前回まで、寛政の改革についてじっくり見てきたね。
寛政の改革では人足寄場や囲米。七分積金というような良い法令も出た一方、寛政異学の禁をはじめとする時代錯誤的な政策も多くあった。
そのため、僅か6年ほどで失脚する羽目になっちゃう。
今回は寛政の改革からはちょっと離れて、ある人物が書した『海国兵談』という本にまつわる話。
林子平ってどんな人?
林子平はその生涯を自分で「親も無し 妻無し子無し版木無し 金も無けれど死にたくも無し」と嘆いたほど不遇の人生を歩んだ。
子平はもともと幕臣の息子として生まれたんだけど、父親が牢人として全国各地を旅するようになってしまった為に、3歳で叔父の家に住むことになる。

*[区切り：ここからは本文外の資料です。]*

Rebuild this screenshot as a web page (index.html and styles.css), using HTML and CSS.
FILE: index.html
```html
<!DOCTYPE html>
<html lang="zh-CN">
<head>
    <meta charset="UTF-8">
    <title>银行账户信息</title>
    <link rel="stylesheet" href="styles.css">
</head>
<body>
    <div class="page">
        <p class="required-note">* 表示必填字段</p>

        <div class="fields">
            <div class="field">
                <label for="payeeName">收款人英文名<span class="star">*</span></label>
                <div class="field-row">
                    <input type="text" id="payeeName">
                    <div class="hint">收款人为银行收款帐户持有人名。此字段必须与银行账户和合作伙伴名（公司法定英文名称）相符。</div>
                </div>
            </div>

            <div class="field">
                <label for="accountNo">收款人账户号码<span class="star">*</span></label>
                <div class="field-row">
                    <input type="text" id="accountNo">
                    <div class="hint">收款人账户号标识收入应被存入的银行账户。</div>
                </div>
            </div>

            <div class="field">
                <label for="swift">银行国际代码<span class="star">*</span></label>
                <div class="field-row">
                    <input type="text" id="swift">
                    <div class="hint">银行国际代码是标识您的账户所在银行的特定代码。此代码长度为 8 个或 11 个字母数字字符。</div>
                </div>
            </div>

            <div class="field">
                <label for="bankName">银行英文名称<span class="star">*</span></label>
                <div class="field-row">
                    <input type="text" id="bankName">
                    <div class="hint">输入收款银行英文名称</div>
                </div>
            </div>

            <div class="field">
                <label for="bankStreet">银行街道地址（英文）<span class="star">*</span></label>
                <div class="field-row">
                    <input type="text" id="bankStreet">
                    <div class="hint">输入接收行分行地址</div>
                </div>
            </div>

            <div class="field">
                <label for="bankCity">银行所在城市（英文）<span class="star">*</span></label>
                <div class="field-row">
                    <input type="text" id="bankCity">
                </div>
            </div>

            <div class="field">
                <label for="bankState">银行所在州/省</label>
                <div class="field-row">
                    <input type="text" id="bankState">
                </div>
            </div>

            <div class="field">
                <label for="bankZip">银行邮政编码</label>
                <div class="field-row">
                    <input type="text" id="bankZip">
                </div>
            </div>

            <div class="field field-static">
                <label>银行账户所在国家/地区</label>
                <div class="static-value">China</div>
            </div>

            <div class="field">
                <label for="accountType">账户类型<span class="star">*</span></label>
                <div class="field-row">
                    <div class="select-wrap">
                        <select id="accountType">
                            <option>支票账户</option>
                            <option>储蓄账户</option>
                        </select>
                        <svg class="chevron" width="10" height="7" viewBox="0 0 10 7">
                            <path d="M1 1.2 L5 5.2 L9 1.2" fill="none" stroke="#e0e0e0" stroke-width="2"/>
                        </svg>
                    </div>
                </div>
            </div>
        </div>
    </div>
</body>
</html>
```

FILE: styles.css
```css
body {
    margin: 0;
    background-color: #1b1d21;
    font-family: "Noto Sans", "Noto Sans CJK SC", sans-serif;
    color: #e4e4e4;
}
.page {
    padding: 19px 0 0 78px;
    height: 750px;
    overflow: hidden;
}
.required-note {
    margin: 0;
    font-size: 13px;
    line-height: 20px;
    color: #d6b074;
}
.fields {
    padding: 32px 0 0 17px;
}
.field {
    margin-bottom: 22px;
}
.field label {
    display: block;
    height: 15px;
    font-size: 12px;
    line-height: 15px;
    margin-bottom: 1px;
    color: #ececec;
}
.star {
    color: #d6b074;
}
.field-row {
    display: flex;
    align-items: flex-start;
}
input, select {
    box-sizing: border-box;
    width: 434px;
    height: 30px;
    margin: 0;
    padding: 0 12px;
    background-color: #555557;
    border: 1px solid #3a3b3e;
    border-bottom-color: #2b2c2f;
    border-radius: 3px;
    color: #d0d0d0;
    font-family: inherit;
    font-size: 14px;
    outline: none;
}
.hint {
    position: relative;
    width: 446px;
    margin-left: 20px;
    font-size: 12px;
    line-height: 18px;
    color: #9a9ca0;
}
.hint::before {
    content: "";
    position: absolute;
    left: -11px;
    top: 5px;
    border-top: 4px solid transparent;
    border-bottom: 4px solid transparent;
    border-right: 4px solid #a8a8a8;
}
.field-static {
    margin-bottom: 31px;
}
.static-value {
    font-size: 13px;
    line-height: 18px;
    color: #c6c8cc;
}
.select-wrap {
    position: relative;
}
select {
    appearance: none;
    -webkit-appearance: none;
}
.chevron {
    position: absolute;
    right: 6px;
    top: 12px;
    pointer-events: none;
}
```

姉や兄はどんどん出世していくけれども自分は仙台藩の下級武士のまま。
その後、子平は学問に没頭していくことになる。
長崎や江戸で様々なことを学び、さらに全国を旅してまわった。
この中で生み出されたのが、『海国兵談』だったんだ。
海国兵談の内容とは。
海国兵談で語られたのは、「ロシアの脅威」。
「ロシアは今後北海道から日本に上陸し、そのまま本州のほうに攻め入ってくるのだ!」
「江戸湾から侵入されてしまう危険性がある!」
「というか日本全国の沿岸に砲台設置しないとヤバい!」
みたいな内容が書かれていた。
この本は一時期人々を大いに驚かせた。あまりに突飛な考え方だったからね。
子平は海防政策の重要性を仙台藩に訴えようとしたけれど聞き入れてもらえず。
ならば幕府にと、自分で海国兵談を出版してしまう。
だけどこれが定信の逆鱗に触れる。
幕府の中枢以外の人間が幕府の政治に口を出すのはいけないことであったから、海国兵談は発禁処分になってしまう。
本を出版するための版木も没収され、おまけに禁固刑に処されてしまう。
まとめ
林子平は生涯不遇ではあったけど、海国兵談は完全に無視されていたわけではなかった。
現に、海国兵談が語られ始めたころ老中だった田沼意次は、ロシア対策で蝦夷地探索をやってるしね。
子平は「寛政の三奇人(優秀な人、という意味)」と称されているよ。